◆ Data:
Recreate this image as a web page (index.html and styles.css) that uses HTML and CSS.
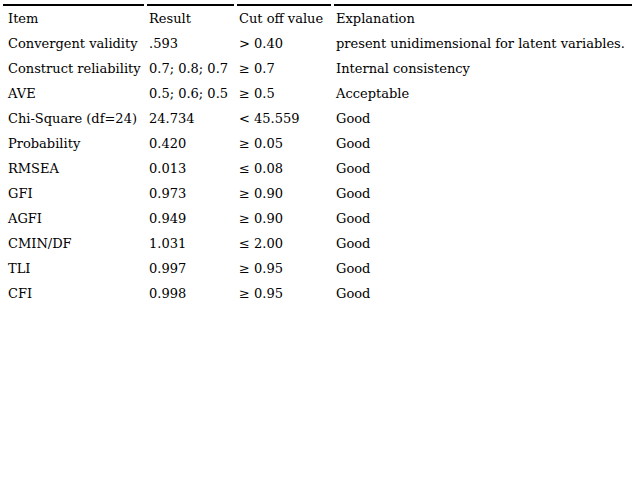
FILE: index.html
```html
<!DOCTYPE html>
<html>
<head>
<meta charset="utf-8">
<link rel="stylesheet" href="styles.css">
</head>
<body>
<table class="fit">
  <colgroup>
    <col class="c1"><col class="c2"><col class="c3"><col class="c4">
  </colgroup>
  <thead>
    <tr><th class="first">Item</th><th>Result</th><th>Cut off value</th><th>Explanation</th></tr>
  </thead>
  <tbody>
    <tr><td class="first">Convergent validity</td><td>.593</td><td>&gt; 0.40</td><td>present unidimensional for latent variables.</td></tr>
    <tr><td class="first">Construct reliability</td><td>0.7; 0.8; 0.7</td><td>≥ 0.7</td><td>Internal consistency</td></tr>
    <tr><td class="first">AVE</td><td>0.5; 0.6; 0.5</td><td>≥ 0.5</td><td>Acceptable</td></tr>
    <tr><td class="first">Chi-Square (df=24)</td><td>24.734</td><td>&lt; 45.559</td><td>Good</td></tr>
    <tr><td class="first">Probability</td><td>0.420</td><td>≥ 0.05</td><td>Good</td></tr>
    <tr><td class="first">RMSEA</td><td>0.013</td><td>≤ 0.08</td><td>Good</td></tr>
    <tr><td class="first">GFI</td><td>0.973</td><td>≥ 0.90</td><td>Good</td></tr>
    <tr><td class="first">AGFI</td><td>0.949</td><td>≥ 0.90</td><td>Good</td></tr>
    <tr><td class="first">CMIN/DF</td><td>1.031</td><td>≤ 2.00</td><td>Good</td></tr>
    <tr><td class="first">TLI</td><td>0.997</td><td>≥ 0.95</td><td>Good</td></tr>
    <tr><td class="first">CFI</td><td>0.998</td><td>≥ 0.95</td><td>Good</td></tr>
  </tbody>
</table>
</body>
</html>
```
FILE: styles.css
```css
html, body {
  margin: 0;
  padding: 0;
  background: #fff;
}
body {
  font-family: "DejaVu Serif", "Liberation Serif", serif;
  font-size: 13px;
  color: #000;
}
.fit {
  margin-top: 4px;
  border-collapse: separate;
  border-spacing: 3px 0;
  table-layout: fixed;
  width: 635px;
  margin-left: 0;
}
.c1 { width: 141px; }
.c2 { width: 87px; }
.c3 { width: 94px; }
.c4 { width: 298px; }
th, td {
  text-align: left;
  font-weight: normal;
  white-space: nowrap;
  padding: 1px 0 0 2px;
  height: 24px;
  vertical-align: middle;
  overflow: visible;
}
th {
  border-top: 2px solid #000;
  height: 23px;
}
.first {
  padding-left: 5px;
}
```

◆ Exercise details: Write out again every line above exactly as given; the pictures do not belong in the copy.

◆ Exercise response:
Recreate this image as a web page (index.html and styles.css) that uses HTML and CSS.
FILE: index.html
```html
<!DOCTYPE html>
<html>
<head>
<meta charset="utf-8">
<link rel="stylesheet" href="styles.css">
</head>
<body>
<table class="fit">
  <colgroup>
    <col class="c1"><col class="c2"><col class="c3"><col class="c4">
  </colgroup>
  <thead>
    <tr><th class="first">Item</th><th>Result</th><th>Cut off value</th><th>Explanation</th></tr>
  </thead>
  <tbody>
    <tr><td class="first">Convergent validity</td><td>.593</td><td>&gt; 0.40</td><td>present unidimensional for latent variables.</td></tr>
    <tr><td class="first">Construct reliability</td><td>0.7; 0.8; 0.7</td><td>≥ 0.7</td><td>Internal consistency</td></tr>
    <tr><td class="first">AVE</td><td>0.5; 0.6; 0.5</td><td>≥ 0.5</td><td>Acceptable</td></tr>
    <tr><td class="first">Chi-Square (df=24)</td><td>24.734</td><td>&lt; 45.559</td><td>Good</td></tr>
    <tr><td class="first">Probability</td><td>0.420</td><td>≥ 0.05</td><td>Good</td></tr>
    <tr><td class="first">RMSEA</td><td>0.013</td><td>≤ 0.08</td><td>Good</td></tr>
    <tr><td class="first">GFI</td><td>0.973</td><td>≥ 0.90</td><td>Good</td></tr>
    <tr><td class="first">AGFI</td><td>0.949</td><td>≥ 0.90</td><td>Good</td></tr>
    <tr><td class="first">CMIN/DF</td><td>1.031</td><td>≤ 2.00</td><td>Good</td></tr>
    <tr><td class="first">TLI</td><td>0.997</td><td>≥ 0.95</td><td>Good</td></tr>
    <tr><td class="first">CFI</td><td>0.998</td><td>≥ 0.95</td><td>Good</td></tr>
  </tbody>
</table>
</body>
</html>
```
FILE: styles.css
```css
html, body {
  margin: 0;
  padding: 0;
  background: #fff;
}
body {
  font-family: "DejaVu Serif", "Liberation Serif", serif;
  font-size: 13px;
  color: #000;
}
.fit {
  margin-top: 4px;
  border-collapse: separate;
  border-spacing: 3px 0;
  table-layout: fixed;
  width: 635px;
  margin-left: 0;
}
.c1 { width: 141px; }
.c2 { width: 87px; }
.c3 { width: 94px; }
.c4 { width: 298px; }
th, td {
  text-align: left;
  font-weight: normal;
  white-space: nowrap;
  padding: 1px 0 0 2px;
  height: 24px;
  vertical-align: middle;
  overflow: visible;
}
th {
  border-top: 2px solid #000;
  height: 23px;
}
.first {
  padding-left: 5px;
}
```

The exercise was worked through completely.